Ситха – остров, находящийся недалеко от Канадского берега Северной Америки, восточнее Алеутских островов. Лисянский пишет, что он, проходя мимо Ситхи, пока не стал на якорь, не видел ни жилья, ни человека; леса покрывали все берега, и что «сколько ему ни случалось видеть необитаемых мест, но оные пустотой и дикостью сравниться с сими не могут». Ситха была обитаема диким племенем, названным русскими Колошами. Название это произошло от слова «колюжка». Женщины этого племени для своего украшения носили на нижней губе кость, деревяшку или раковину, которую русские назвали колюжкой. Отсюда название туземцев: «Колюжки» или «Колоши»; сами же они себя называли «Тлинкит».

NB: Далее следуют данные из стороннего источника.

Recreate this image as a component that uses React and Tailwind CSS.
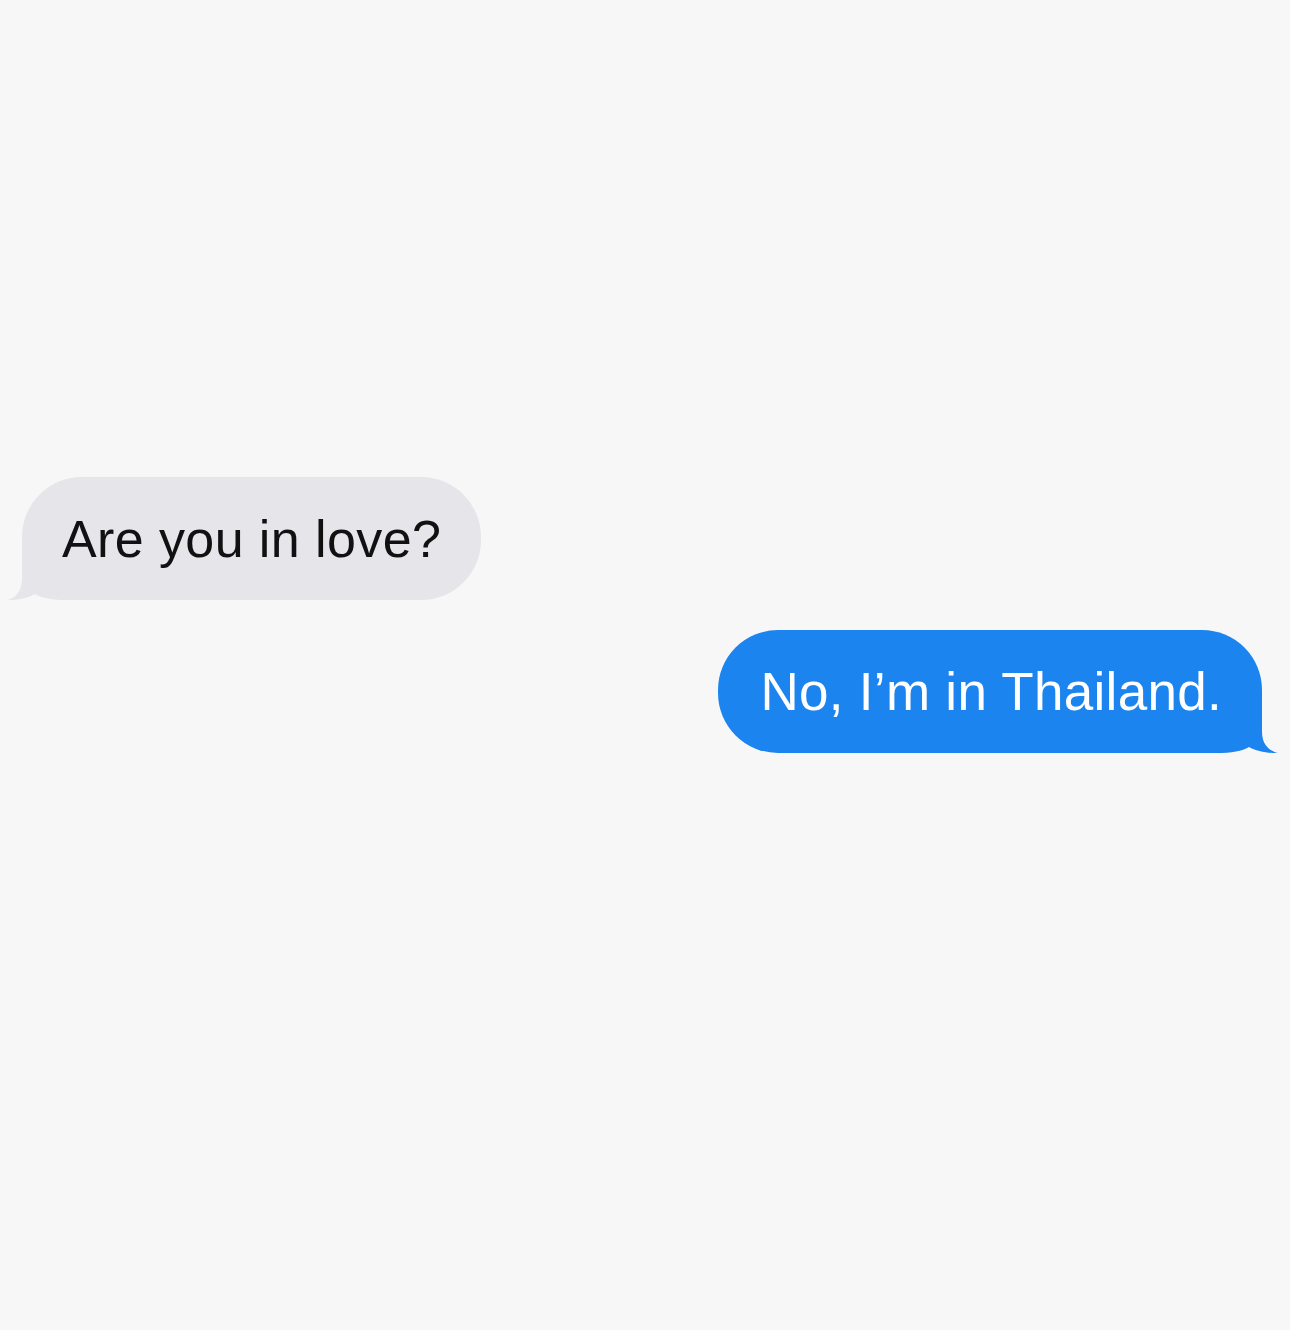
import React from "react";

const Tail = ({ side, color, reach }) => {
  // curled tail hugging the bottom corner of a bubble; e = bubble edge inside the box
  const e = reach;
  const d = `M${e} 0 L${e} 38 C${e} 50 ${e - 5} 57 0 60 C10 60.5 ${e + 6} 58 ${e + 13} 54 C${e + 20} 58 ${e + 30} 60 ${e + 46} 60 L90 60 L90 0 Z`;
  return (
    <svg
      width="90"
      height="60"
      viewBox="0 0 90 60"
      className={
        side === "left"
          ? "absolute bottom-0 left-[-14px]"
          : "absolute bottom-0 right-[-16px] -scale-x-100"
      }
    >
      <path d={d} fill={color} />
    </svg>
  );
};

const Bubble = ({ side, children }) => {
  const left = side === "left";
  return (
    <div
      className={
        left
          ? "relative inline-flex h-[123px] items-center rounded-[60px] bg-[#e5e5ea] px-10 text-[#111111]"
          : "relative inline-flex h-[123px] items-center rounded-[60px] bg-[#1b84ef] pl-[42px] pr-10 text-white"
      }
    >
      <Tail side={side} color={left ? "#e5e5ea" : "#1b84ef"} reach={left ? 14 : 16} />
      <span
        className={
          left
            ? "relative z-10 text-[52px] leading-none tracking-[0.4px]"
            : "relative z-10 text-[53px] leading-none tracking-[0.3px]"
        }
      >
        {children}
      </span>
    </div>
  );
};

export default function App() {
  return (
    <div className="min-h-[1330px] w-full bg-[#f7f7f7] font-['Liberation_Sans',Arial,sans-serif]">
      <div className="flex flex-col pt-[477px]">
        <div className="flex pl-[22px]">
          <Bubble side="left">Are you in love?</Bubble>
        </div>
        <div className="mt-[30px] flex justify-end pr-[28px]">
          <Bubble side="right">No, I’m in Thailand.</Bubble>
        </div>
      </div>
    </div>
  );
}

Как долго Толстой пробыл на острове, неизвестно. Из рассказа Каменской можно заключить, что еще 12 декабря, когда ему явилось видение, он был где-то на американских или Алеутских островах. После этого какое-то судно, вероятно принадлежавшее русско-американской компании, подобрало его и, с заходом на Алеутские острова, доставило в Камчатку, в Петропавловский порт. Отсюда, уже в начале 1805 года, он через всю Сибирь отправился в Россию. Это путешествие он совершил частью водою, частью на лошадях (может быть и на собаках), а частью – за неимением денег – пешком. В июне он уже был в стране вотяков, где его встретил Вигель.
В рассказах о путешествии Федора Толстого есть одна еще неясность. Это вопрос о его обезьяне. Чего только не рассказывали про эту легендарную обезьяну! Что она была слишком близка ему, что Крузенштерн приказал бросить ее в море за то, что она испортила ему его бумаги, но что Толстой съел ее, а если не съел, то взял с собой на остров, что когда он покидал остров на катере того корабля, который его брал с острова, обезьяна из преданности поплыла за катером и, он упросил матросов взять вместе с ним «его жену» и т. д. Сколько в этих вымыслах правды едва ли может быть выяснено. Достоверно только то, что у Толстого, во время его плавания, была большая обезьяна и что, по-видимому, она была с ним и на острове. Что он ее съел – неверно; Вяземский говорит, что он всегда это отрицал.
Когда мне было лет девять, моя мать повезла меня к дочери Федора Ивановича, Прасковье Федоровне Перфильевой, важной московской барыне. Сидя в ее гостиной, я вдруг почувствовал, что кто-то сзади дергает меня за волосы. Это была небольшая обезьяна. Оказалось, что Прасковья Федоровна, в память обезьяны своего отца, постоянно держала при себе обезьянку.